## Stated goal
Search the material below for the word "this" and copy every line in which it occurs.

Part of a data file
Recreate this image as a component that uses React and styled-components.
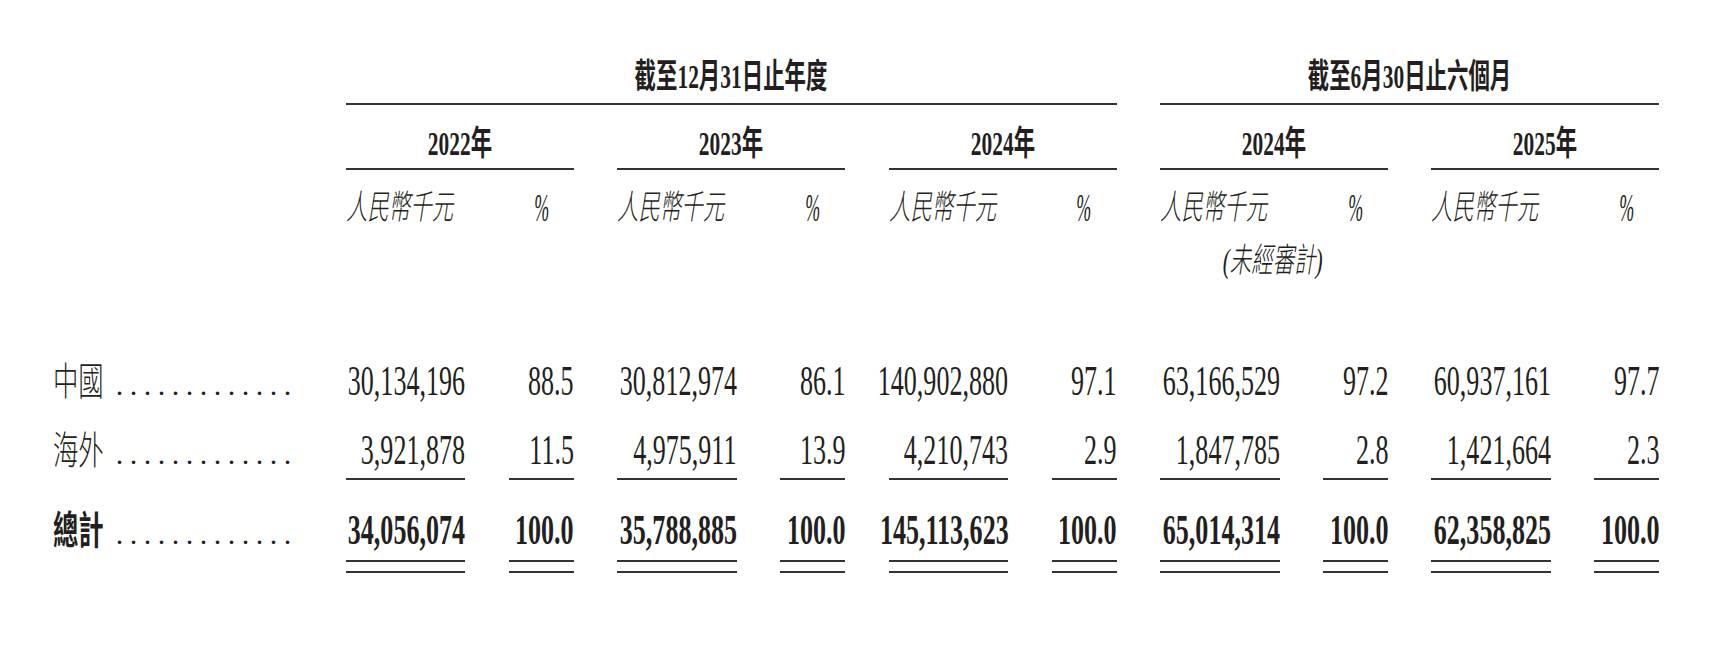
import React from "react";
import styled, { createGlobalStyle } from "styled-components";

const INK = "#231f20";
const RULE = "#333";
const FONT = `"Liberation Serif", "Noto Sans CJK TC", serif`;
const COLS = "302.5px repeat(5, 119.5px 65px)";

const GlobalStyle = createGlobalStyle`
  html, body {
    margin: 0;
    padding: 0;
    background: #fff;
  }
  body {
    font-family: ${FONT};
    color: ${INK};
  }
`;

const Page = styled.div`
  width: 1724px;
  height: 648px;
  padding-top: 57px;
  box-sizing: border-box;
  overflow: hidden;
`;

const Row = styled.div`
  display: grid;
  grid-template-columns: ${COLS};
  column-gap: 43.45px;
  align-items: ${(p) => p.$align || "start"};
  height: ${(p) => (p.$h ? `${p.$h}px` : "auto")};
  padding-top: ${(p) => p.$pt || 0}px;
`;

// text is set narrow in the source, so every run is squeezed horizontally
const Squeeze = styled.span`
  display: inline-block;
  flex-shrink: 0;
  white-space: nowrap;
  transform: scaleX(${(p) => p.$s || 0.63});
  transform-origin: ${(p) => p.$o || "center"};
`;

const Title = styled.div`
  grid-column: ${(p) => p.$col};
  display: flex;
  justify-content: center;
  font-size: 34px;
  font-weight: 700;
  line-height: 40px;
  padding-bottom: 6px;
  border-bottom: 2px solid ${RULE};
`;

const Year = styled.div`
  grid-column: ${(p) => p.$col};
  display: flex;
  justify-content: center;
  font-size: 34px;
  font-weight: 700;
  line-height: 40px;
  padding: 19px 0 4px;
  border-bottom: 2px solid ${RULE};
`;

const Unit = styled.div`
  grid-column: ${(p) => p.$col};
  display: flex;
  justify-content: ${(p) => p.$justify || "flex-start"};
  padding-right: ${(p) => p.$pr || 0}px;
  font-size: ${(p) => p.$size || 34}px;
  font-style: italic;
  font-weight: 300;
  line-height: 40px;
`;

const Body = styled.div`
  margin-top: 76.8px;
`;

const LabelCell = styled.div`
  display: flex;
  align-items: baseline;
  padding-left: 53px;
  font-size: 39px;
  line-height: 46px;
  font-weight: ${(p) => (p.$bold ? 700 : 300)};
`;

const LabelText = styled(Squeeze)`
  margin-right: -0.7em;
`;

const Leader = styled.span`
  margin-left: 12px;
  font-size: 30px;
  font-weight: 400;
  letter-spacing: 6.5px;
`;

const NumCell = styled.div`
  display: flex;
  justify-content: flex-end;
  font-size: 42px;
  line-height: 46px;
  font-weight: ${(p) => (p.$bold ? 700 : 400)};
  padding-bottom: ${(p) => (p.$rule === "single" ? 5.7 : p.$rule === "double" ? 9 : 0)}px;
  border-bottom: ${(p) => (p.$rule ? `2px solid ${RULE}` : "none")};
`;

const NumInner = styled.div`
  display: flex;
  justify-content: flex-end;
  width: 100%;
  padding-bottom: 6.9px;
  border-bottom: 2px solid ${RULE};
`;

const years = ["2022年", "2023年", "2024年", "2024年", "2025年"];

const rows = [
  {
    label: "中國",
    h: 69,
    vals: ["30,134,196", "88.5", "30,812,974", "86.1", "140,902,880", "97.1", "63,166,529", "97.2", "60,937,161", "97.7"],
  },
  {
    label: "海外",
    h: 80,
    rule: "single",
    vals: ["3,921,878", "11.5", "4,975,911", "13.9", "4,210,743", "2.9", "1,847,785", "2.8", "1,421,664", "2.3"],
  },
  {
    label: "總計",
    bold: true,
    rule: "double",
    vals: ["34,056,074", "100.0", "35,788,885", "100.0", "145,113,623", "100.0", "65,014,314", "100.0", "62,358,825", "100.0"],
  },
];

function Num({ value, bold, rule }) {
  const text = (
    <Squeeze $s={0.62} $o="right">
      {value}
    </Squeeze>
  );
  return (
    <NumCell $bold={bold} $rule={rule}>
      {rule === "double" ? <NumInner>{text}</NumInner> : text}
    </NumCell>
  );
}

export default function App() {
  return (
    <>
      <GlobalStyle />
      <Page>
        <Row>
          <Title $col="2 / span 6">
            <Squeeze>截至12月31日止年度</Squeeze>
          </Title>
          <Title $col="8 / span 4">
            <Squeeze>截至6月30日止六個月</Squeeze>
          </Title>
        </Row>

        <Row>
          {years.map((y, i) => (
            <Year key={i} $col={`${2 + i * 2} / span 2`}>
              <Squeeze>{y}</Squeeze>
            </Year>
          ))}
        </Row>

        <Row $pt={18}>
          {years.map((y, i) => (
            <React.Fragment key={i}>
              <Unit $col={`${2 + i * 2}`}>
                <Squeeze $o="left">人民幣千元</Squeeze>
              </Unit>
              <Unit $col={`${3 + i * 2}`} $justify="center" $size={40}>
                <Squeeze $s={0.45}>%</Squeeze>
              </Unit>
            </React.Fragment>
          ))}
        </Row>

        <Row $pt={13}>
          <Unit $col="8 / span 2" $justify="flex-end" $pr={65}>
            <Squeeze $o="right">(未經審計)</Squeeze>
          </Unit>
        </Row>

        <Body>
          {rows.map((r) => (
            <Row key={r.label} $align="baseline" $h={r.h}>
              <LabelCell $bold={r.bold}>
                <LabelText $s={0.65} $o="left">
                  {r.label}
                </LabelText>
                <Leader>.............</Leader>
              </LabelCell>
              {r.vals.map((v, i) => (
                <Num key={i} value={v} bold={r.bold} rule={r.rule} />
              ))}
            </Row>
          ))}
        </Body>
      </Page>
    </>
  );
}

...

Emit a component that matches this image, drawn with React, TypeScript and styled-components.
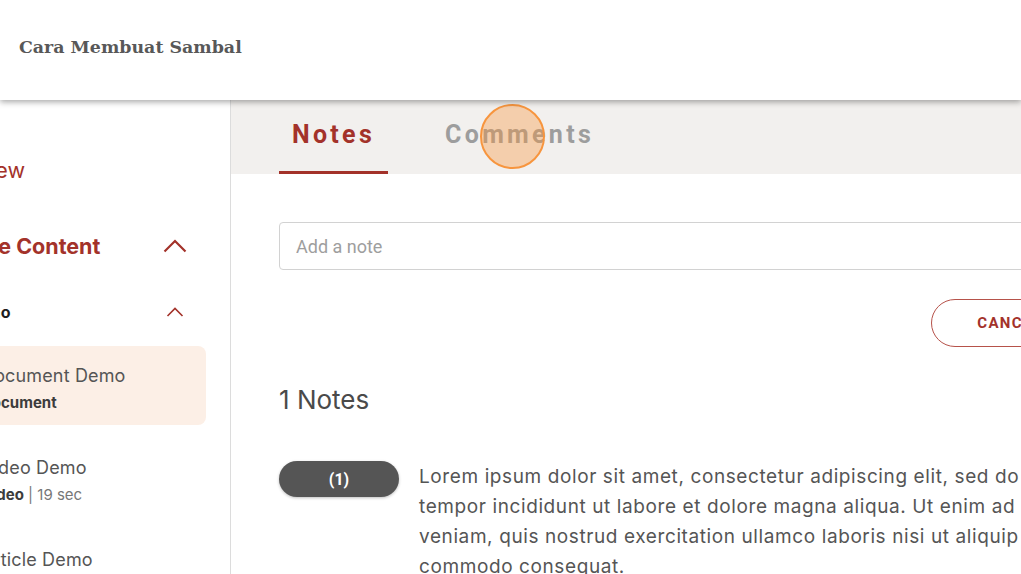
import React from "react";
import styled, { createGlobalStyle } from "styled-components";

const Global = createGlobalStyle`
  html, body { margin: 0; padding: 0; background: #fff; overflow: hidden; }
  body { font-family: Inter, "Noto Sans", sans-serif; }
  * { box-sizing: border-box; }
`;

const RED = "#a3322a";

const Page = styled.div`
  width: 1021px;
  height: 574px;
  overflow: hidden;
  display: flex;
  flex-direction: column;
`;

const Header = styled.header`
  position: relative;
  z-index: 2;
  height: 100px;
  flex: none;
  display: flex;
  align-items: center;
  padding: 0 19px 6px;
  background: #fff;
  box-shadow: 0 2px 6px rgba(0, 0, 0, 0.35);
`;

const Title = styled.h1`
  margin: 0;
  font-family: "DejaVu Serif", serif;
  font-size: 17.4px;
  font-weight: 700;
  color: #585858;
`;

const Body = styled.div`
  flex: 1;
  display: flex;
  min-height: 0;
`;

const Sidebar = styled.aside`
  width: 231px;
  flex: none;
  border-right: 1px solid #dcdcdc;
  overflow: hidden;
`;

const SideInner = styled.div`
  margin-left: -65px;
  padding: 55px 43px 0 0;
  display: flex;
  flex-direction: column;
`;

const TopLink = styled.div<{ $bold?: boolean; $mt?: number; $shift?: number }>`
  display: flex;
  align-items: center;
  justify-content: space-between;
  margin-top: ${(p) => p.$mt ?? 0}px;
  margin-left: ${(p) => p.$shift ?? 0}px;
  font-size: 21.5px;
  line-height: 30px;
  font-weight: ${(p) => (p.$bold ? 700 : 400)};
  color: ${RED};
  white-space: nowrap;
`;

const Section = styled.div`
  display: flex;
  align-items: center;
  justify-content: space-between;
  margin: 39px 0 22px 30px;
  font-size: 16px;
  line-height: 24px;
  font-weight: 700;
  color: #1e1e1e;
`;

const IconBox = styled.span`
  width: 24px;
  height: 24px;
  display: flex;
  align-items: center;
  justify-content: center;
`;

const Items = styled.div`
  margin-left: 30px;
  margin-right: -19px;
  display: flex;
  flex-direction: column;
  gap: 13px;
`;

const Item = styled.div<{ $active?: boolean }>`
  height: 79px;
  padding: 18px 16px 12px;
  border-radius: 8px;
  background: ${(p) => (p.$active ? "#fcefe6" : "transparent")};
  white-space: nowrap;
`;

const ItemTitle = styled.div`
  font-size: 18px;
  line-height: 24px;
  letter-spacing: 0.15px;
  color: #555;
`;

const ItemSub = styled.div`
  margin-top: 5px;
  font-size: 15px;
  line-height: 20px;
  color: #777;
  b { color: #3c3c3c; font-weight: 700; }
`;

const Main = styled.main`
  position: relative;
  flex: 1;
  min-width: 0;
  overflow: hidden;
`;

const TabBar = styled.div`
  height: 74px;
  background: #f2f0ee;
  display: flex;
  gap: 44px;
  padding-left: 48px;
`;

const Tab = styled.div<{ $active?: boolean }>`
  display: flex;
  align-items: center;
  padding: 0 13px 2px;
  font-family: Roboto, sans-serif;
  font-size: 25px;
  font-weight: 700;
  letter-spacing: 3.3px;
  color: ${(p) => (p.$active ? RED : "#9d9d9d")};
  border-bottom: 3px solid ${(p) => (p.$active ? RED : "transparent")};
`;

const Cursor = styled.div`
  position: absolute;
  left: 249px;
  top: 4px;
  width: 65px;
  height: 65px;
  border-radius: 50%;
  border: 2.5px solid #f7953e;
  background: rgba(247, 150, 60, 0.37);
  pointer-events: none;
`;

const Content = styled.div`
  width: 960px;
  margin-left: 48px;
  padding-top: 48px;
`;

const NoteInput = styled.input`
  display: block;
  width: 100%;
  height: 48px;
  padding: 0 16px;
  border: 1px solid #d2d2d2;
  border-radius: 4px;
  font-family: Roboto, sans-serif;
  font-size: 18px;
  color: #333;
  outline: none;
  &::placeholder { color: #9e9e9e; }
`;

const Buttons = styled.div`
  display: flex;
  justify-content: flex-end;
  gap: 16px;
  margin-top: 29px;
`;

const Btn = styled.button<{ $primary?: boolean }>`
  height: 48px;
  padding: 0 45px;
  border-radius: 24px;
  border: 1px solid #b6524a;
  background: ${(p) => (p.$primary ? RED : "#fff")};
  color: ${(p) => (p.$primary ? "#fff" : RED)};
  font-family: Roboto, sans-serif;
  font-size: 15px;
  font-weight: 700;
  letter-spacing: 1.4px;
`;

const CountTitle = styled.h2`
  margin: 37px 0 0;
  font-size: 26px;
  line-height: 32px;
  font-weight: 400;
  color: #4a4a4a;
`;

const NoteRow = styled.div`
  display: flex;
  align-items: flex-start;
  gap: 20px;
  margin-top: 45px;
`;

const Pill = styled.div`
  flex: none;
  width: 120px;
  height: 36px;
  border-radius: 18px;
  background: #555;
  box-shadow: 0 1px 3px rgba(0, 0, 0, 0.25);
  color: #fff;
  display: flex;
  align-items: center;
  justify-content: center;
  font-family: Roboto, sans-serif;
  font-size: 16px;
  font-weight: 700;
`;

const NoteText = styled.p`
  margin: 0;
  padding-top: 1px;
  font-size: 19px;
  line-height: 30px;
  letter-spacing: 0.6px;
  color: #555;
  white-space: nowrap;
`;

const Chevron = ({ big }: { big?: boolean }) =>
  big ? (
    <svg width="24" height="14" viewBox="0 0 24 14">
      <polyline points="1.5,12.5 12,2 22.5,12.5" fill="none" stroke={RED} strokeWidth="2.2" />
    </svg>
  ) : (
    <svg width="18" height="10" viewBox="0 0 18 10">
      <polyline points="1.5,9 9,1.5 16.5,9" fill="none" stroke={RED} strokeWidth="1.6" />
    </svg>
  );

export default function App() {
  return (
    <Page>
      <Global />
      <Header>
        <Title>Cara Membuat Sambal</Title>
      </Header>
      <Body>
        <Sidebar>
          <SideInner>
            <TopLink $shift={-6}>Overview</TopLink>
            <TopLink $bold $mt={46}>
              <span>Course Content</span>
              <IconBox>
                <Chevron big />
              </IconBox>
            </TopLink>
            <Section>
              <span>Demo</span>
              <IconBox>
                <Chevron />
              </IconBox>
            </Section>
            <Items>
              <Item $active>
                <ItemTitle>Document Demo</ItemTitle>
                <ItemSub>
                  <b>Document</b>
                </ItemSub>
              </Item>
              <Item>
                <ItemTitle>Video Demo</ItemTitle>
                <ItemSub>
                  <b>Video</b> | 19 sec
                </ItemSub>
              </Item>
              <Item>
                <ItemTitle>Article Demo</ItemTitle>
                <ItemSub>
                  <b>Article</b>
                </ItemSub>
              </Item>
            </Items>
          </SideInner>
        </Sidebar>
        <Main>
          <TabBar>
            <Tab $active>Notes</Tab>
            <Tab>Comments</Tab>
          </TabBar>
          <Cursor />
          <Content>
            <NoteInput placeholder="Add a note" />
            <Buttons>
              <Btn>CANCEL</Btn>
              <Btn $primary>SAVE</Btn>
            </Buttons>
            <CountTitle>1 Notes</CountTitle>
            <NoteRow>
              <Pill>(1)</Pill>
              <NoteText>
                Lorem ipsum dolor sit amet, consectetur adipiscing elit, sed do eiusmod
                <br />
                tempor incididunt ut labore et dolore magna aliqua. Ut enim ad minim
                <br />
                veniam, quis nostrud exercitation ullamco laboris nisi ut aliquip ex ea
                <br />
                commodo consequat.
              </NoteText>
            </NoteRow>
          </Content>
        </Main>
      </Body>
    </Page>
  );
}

--

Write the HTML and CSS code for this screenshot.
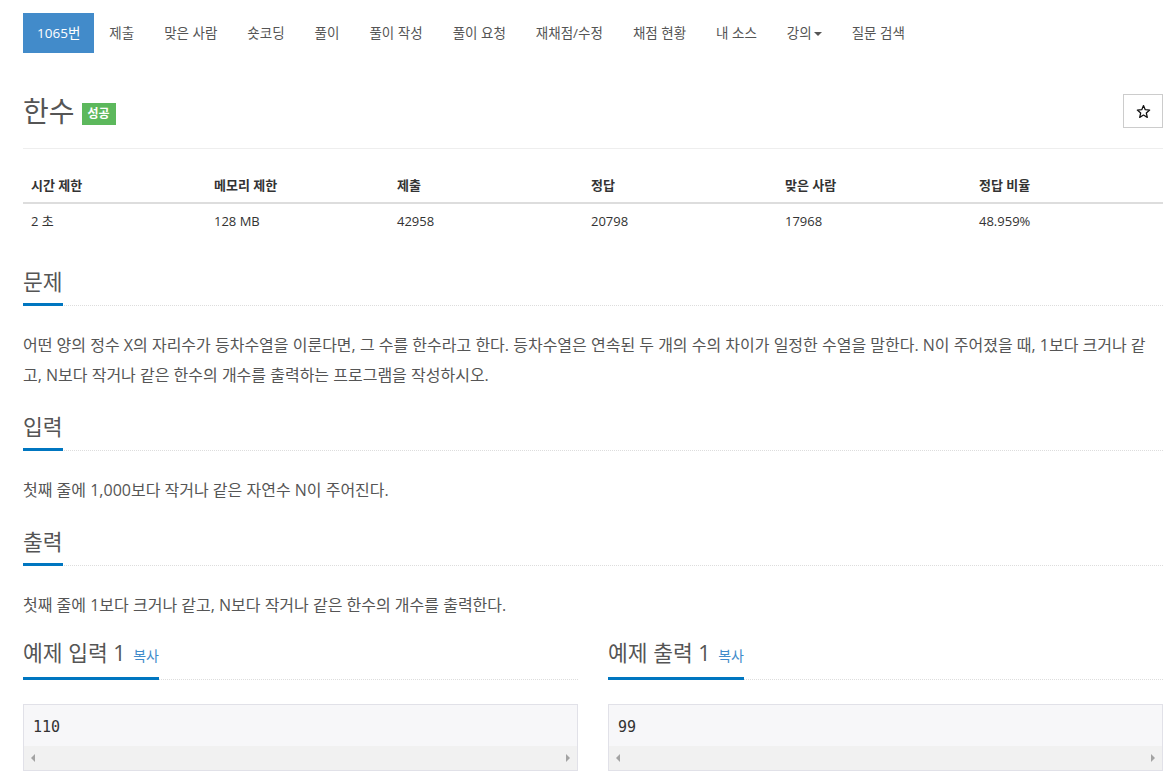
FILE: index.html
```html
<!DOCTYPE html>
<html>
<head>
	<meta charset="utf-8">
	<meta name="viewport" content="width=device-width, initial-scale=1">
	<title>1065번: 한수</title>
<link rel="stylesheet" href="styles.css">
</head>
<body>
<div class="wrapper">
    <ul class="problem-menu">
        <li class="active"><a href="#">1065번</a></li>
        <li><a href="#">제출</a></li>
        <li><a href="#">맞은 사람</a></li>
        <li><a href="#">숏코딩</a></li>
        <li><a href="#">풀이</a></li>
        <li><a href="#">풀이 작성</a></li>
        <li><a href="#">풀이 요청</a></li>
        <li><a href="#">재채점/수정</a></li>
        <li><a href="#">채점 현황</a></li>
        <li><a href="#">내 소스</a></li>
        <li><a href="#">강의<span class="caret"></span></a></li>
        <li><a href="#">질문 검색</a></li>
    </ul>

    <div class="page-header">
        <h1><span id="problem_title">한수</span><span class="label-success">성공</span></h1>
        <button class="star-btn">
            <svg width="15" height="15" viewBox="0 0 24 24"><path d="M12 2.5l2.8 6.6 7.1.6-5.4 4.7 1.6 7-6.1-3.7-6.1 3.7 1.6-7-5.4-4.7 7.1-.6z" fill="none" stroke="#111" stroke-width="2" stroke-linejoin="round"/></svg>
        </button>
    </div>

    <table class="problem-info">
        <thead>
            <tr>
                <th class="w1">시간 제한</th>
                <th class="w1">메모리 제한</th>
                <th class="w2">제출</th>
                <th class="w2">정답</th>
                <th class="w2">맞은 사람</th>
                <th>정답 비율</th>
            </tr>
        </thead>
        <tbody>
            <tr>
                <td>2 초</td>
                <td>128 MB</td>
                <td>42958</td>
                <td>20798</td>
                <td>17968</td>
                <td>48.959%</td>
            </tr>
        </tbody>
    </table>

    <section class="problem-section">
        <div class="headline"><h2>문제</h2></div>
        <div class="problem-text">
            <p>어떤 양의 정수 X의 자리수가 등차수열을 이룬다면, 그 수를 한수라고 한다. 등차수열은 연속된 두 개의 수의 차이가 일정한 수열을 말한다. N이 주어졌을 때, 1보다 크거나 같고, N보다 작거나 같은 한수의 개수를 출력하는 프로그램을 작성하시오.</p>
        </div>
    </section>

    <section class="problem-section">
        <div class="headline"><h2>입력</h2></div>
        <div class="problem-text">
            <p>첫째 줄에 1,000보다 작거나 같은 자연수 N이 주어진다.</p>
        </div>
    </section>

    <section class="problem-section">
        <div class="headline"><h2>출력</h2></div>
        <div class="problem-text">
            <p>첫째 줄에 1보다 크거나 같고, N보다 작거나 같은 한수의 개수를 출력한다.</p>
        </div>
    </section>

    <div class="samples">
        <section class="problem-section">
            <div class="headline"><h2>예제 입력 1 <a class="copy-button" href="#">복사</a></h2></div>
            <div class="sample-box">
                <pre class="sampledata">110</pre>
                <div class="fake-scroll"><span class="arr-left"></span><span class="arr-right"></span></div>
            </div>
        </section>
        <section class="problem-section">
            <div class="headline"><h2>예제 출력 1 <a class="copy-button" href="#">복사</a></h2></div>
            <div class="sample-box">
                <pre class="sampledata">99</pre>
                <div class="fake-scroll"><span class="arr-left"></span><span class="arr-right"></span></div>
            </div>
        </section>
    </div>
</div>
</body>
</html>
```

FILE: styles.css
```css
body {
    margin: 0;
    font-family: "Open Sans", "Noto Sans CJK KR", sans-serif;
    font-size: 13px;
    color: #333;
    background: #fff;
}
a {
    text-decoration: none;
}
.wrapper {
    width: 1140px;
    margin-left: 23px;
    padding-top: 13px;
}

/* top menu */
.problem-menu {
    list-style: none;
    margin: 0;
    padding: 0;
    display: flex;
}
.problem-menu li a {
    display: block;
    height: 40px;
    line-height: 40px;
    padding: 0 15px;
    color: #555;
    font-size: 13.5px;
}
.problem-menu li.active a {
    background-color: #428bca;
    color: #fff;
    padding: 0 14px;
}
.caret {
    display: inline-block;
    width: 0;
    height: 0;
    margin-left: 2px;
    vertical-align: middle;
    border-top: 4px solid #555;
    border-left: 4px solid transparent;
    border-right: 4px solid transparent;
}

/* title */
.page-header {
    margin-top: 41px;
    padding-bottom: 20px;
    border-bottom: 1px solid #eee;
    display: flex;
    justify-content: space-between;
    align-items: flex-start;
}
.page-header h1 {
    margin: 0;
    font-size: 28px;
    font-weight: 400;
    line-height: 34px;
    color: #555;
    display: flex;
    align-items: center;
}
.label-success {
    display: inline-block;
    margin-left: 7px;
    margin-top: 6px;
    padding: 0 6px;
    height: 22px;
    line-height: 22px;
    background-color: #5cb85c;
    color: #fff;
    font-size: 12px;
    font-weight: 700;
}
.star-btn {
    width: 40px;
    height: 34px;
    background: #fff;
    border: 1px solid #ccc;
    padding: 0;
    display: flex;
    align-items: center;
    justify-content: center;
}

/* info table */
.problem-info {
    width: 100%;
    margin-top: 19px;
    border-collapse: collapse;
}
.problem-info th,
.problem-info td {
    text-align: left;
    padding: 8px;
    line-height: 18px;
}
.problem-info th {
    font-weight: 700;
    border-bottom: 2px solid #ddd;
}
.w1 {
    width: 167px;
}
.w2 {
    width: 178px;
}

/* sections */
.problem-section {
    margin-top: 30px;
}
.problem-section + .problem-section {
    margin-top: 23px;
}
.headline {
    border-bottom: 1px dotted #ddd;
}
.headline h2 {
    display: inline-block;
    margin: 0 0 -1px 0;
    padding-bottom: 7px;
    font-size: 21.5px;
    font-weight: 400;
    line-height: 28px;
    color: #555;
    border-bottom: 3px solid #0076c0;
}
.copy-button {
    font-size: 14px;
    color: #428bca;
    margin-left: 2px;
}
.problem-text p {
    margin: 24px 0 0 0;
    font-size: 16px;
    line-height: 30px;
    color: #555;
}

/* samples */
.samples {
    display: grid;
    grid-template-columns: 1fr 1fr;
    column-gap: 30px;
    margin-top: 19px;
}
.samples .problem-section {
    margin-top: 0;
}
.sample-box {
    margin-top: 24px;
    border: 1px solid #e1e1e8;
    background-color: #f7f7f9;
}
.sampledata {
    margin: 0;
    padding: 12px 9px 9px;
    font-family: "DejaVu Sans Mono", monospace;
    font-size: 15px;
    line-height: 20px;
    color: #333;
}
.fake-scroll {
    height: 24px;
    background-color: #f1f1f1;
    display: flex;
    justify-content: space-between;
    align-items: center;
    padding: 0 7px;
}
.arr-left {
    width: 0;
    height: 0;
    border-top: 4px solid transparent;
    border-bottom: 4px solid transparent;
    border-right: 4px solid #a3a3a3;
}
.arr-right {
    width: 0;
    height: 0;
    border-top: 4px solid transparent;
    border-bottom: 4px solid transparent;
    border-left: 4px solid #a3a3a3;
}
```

## Finished task
Recreate this image as a component that uses React and styled-components.
Emit a component that matches this image, drawn with React, TypeScript and styled-components.
Write the HTML and CSS code for this screenshot.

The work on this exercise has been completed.